## [DIRECTIONS]
Carry none of the pictures over; set down the material below exactly.

## [SUPPLIED DATA]
++++
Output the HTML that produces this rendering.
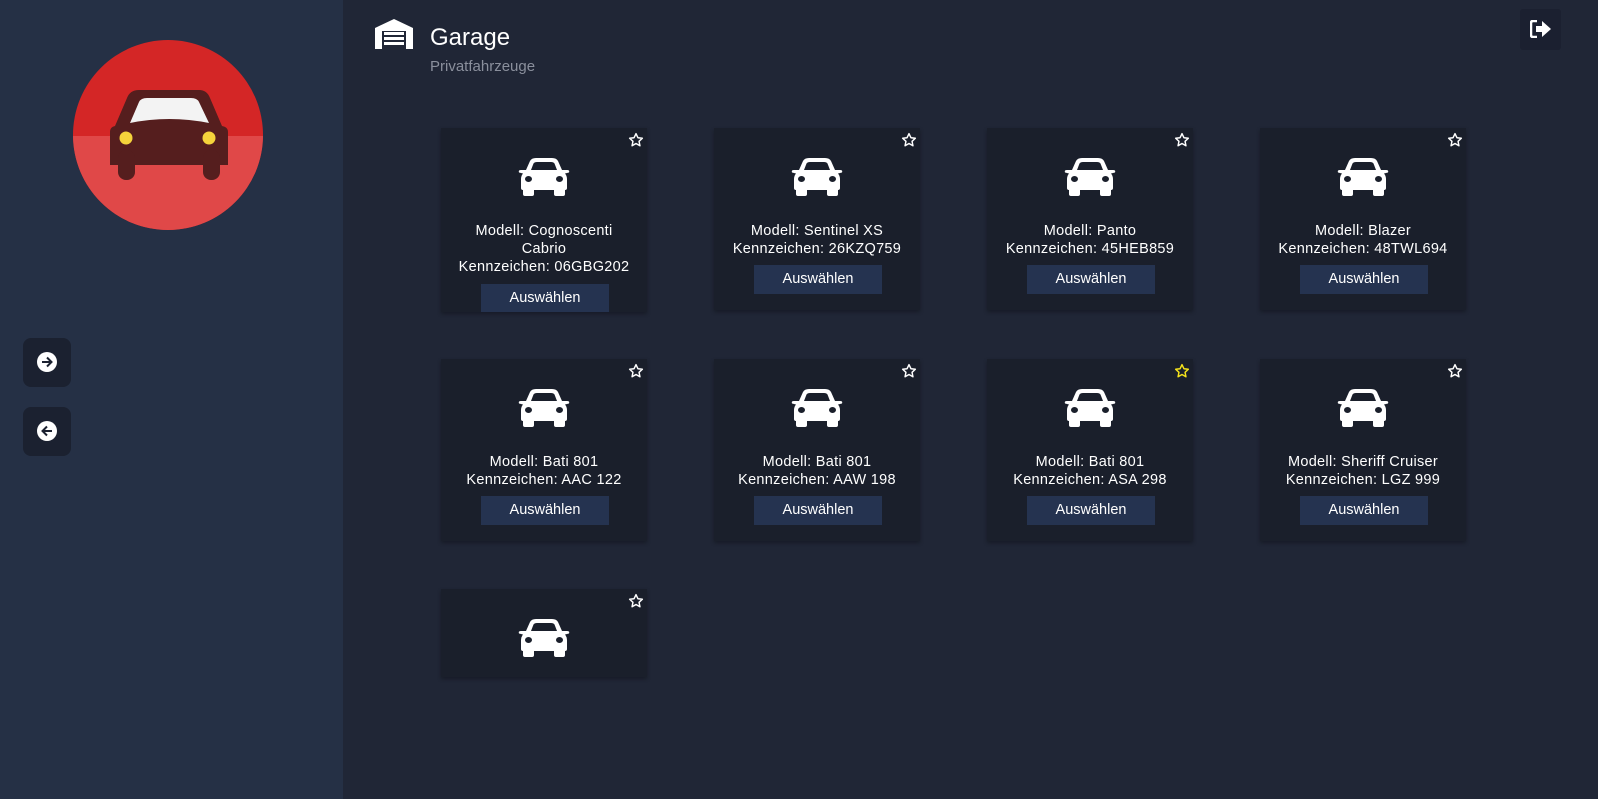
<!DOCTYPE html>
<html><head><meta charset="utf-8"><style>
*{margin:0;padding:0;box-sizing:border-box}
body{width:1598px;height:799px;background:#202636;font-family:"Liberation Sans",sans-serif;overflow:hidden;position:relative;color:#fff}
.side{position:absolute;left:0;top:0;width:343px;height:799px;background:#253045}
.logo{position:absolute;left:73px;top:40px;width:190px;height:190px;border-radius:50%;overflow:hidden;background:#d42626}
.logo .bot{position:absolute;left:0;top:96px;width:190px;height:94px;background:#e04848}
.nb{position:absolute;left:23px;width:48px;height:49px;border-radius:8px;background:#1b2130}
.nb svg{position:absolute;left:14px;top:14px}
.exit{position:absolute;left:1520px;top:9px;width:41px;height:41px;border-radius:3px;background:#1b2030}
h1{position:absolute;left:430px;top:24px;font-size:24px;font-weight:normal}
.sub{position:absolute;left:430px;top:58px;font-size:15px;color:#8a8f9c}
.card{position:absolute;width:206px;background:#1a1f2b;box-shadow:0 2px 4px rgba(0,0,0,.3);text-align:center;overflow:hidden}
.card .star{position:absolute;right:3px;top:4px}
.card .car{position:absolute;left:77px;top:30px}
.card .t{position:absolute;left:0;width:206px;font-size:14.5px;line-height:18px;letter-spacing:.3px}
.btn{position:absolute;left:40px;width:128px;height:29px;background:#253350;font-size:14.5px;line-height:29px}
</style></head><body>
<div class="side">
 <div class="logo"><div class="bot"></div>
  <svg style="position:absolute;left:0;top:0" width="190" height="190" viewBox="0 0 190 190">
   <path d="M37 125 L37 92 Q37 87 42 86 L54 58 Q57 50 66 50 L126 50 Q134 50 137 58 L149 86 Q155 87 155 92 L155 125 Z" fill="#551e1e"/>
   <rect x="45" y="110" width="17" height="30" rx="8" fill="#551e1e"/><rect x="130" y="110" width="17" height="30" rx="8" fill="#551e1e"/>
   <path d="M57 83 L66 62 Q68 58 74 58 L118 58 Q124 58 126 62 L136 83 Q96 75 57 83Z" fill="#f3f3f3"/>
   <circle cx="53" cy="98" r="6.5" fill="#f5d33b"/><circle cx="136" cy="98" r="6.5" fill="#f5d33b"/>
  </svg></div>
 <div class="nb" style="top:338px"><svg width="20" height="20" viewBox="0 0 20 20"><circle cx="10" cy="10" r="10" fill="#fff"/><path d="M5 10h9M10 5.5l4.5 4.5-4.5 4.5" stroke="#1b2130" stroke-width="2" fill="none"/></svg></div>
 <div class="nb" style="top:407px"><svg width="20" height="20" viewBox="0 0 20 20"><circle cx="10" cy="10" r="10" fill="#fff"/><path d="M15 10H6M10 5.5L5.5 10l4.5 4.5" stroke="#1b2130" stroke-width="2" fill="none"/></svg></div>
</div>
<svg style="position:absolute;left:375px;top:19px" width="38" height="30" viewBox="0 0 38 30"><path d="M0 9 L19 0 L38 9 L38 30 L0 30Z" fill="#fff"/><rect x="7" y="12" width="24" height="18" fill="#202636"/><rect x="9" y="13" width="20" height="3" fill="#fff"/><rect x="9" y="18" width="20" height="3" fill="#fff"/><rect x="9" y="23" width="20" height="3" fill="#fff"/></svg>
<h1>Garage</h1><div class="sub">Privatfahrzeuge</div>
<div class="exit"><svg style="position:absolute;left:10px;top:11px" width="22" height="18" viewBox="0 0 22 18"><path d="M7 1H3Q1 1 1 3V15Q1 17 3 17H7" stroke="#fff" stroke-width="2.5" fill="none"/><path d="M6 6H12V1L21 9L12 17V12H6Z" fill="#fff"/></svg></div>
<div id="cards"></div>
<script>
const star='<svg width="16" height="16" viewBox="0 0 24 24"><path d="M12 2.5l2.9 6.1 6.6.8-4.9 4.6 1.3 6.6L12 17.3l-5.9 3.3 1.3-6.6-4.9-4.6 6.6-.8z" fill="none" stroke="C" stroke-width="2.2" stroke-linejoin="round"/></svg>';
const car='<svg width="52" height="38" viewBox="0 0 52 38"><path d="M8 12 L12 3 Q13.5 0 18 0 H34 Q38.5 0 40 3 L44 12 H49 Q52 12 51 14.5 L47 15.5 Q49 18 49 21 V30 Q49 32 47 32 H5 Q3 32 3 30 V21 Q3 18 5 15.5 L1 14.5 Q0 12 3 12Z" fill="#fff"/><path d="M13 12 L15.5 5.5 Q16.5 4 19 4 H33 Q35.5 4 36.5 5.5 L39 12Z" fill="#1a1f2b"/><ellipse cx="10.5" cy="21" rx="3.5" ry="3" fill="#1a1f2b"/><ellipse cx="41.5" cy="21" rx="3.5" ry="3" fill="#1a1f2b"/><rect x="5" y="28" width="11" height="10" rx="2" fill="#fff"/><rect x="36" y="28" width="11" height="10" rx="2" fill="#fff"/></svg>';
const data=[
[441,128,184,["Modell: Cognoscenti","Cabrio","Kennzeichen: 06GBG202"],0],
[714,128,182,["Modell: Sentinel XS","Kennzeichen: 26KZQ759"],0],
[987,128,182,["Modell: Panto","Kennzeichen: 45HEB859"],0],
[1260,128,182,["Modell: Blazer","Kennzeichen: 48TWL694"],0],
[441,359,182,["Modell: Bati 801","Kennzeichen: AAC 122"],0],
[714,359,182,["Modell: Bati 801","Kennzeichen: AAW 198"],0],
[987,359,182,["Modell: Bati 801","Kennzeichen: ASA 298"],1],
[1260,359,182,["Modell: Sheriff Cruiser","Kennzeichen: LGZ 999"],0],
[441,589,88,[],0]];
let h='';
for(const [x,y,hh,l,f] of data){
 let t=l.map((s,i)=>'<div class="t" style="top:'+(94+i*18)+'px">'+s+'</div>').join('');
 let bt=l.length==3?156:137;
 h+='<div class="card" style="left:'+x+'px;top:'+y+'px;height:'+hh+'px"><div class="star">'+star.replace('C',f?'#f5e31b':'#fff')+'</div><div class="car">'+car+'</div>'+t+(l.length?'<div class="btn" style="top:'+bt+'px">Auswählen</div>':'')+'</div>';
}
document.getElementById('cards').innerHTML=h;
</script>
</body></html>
++++
## [TASK RESPONSE]
Output the HTML that produces this rendering.
<!DOCTYPE html>
<html><head><meta charset="utf-8"><style>
*{margin:0;padding:0;box-sizing:border-box}
body{width:1598px;height:799px;background:#202636;font-family:"Liberation Sans",sans-serif;overflow:hidden;position:relative;color:#fff}
.side{position:absolute;left:0;top:0;width:343px;height:799px;background:#253045}
.logo{position:absolute;left:73px;top:40px;width:190px;height:190px;border-radius:50%;overflow:hidden;background:#d42626}
.logo .bot{position:absolute;left:0;top:96px;width:190px;height:94px;background:#e04848}
.nb{position:absolute;left:23px;width:48px;height:49px;border-radius:8px;background:#1b2130}
.nb svg{position:absolute;left:14px;top:14px}
.exit{position:absolute;left:1520px;top:9px;width:41px;height:41px;border-radius:3px;background:#1b2030}
h1{position:absolute;left:430px;top:24px;font-size:24px;font-weight:normal}
.sub{position:absolute;left:430px;top:58px;font-size:15px;color:#8a8f9c}
.card{position:absolute;width:206px;background:#1a1f2b;box-shadow:0 2px 4px rgba(0,0,0,.3);text-align:center;overflow:hidden}
.card .star{position:absolute;right:3px;top:4px}
.card .car{position:absolute;left:77px;top:30px}
.card .t{position:absolute;left:0;width:206px;font-size:14.5px;line-height:18px;letter-spacing:.3px}
.btn{position:absolute;left:40px;width:128px;height:29px;background:#253350;font-size:14.5px;line-height:29px}
</style></head><body>
<div class="side">
 <div class="logo"><div class="bot"></div>
  <svg style="position:absolute;left:0;top:0" width="190" height="190" viewBox="0 0 190 190">
   <path d="M37 125 L37 92 Q37 87 42 86 L54 58 Q57 50 66 50 L126 50 Q134 50 137 58 L149 86 Q155 87 155 92 L155 125 Z" fill="#551e1e"/>
   <rect x="45" y="110" width="17" height="30" rx="8" fill="#551e1e"/><rect x="130" y="110" width="17" height="30" rx="8" fill="#551e1e"/>
   <path d="M57 83 L66 62 Q68 58 74 58 L118 58 Q124 58 126 62 L136 83 Q96 75 57 83Z" fill="#f3f3f3"/>
   <circle cx="53" cy="98" r="6.5" fill="#f5d33b"/><circle cx="136" cy="98" r="6.5" fill="#f5d33b"/>
  </svg></div>
 <div class="nb" style="top:338px"><svg width="20" height="20" viewBox="0 0 20 20"><circle cx="10" cy="10" r="10" fill="#fff"/><path d="M5 10h9M10 5.5l4.5 4.5-4.5 4.5" stroke="#1b2130" stroke-width="2" fill="none"/></svg></div>
 <div class="nb" style="top:407px"><svg width="20" height="20" viewBox="0 0 20 20"><circle cx="10" cy="10" r="10" fill="#fff"/><path d="M15 10H6M10 5.5L5.5 10l4.5 4.5" stroke="#1b2130" stroke-width="2" fill="none"/></svg></div>
</div>
<svg style="position:absolute;left:375px;top:19px" width="38" height="30" viewBox="0 0 38 30"><path d="M0 9 L19 0 L38 9 L38 30 L0 30Z" fill="#fff"/><rect x="7" y="12" width="24" height="18" fill="#202636"/><rect x="9" y="13" width="20" height="3" fill="#fff"/><rect x="9" y="18" width="20" height="3" fill="#fff"/><rect x="9" y="23" width="20" height="3" fill="#fff"/></svg>
<h1>Garage</h1><div class="sub">Privatfahrzeuge</div>
<div class="exit"><svg style="position:absolute;left:10px;top:11px" width="22" height="18" viewBox="0 0 22 18"><path d="M7 1H3Q1 1 1 3V15Q1 17 3 17H7" stroke="#fff" stroke-width="2.5" fill="none"/><path d="M6 6H12V1L21 9L12 17V12H6Z" fill="#fff"/></svg></div>
<div id="cards"></div>
<script>
const star='<svg width="16" height="16" viewBox="0 0 24 24"><path d="M12 2.5l2.9 6.1 6.6.8-4.9 4.6 1.3 6.6L12 17.3l-5.9 3.3 1.3-6.6-4.9-4.6 6.6-.8z" fill="none" stroke="C" stroke-width="2.2" stroke-linejoin="round"/></svg>';
const car='<svg width="52" height="38" viewBox="0 0 52 38"><path d="M8 12 L12 3 Q13.5 0 18 0 H34 Q38.5 0 40 3 L44 12 H49 Q52 12 51 14.5 L47 15.5 Q49 18 49 21 V30 Q49 32 47 32 H5 Q3 32 3 30 V21 Q3 18 5 15.5 L1 14.5 Q0 12 3 12Z" fill="#fff"/><path d="M13 12 L15.5 5.5 Q16.5 4 19 4 H33 Q35.5 4 36.5 5.5 L39 12Z" fill="#1a1f2b"/><ellipse cx="10.5" cy="21" rx="3.5" ry="3" fill="#1a1f2b"/><ellipse cx="41.5" cy="21" rx="3.5" ry="3" fill="#1a1f2b"/><rect x="5" y="28" width="11" height="10" rx="2" fill="#fff"/><rect x="36" y="28" width="11" height="10" rx="2" fill="#fff"/></svg>';
const data=[
[441,128,184,["Modell: Cognoscenti","Cabrio","Kennzeichen: 06GBG202"],0],
[714,128,182,["Modell: Sentinel XS","Kennzeichen: 26KZQ759"],0],
[987,128,182,["Modell: Panto","Kennzeichen: 45HEB859"],0],
[1260,128,182,["Modell: Blazer","Kennzeichen: 48TWL694"],0],
[441,359,182,["Modell: Bati 801","Kennzeichen: AAC 122"],0],
[714,359,182,["Modell: Bati 801","Kennzeichen: AAW 198"],0],
[987,359,182,["Modell: Bati 801","Kennzeichen: ASA 298"],1],
[1260,359,182,["Modell: Sheriff Cruiser","Kennzeichen: LGZ 999"],0],
[441,589,88,[],0]];
let h='';
for(const [x,y,hh,l,f] of data){
 let t=l.map((s,i)=>'<div class="t" style="top:'+(94+i*18)+'px">'+s+'</div>').join('');
 let bt=l.length==3?156:137;
 h+='<div class="card" style="left:'+x+'px;top:'+y+'px;height:'+hh+'px"><div class="star">'+star.replace('C',f?'#f5e31b':'#fff')+'</div><div class="car">'+car+'</div>'+t+(l.length?'<div class="btn" style="top:'+bt+'px">Auswählen</div>':'')+'</div>';
}
document.getElementById('cards').innerHTML=h;
</script>
</body></html>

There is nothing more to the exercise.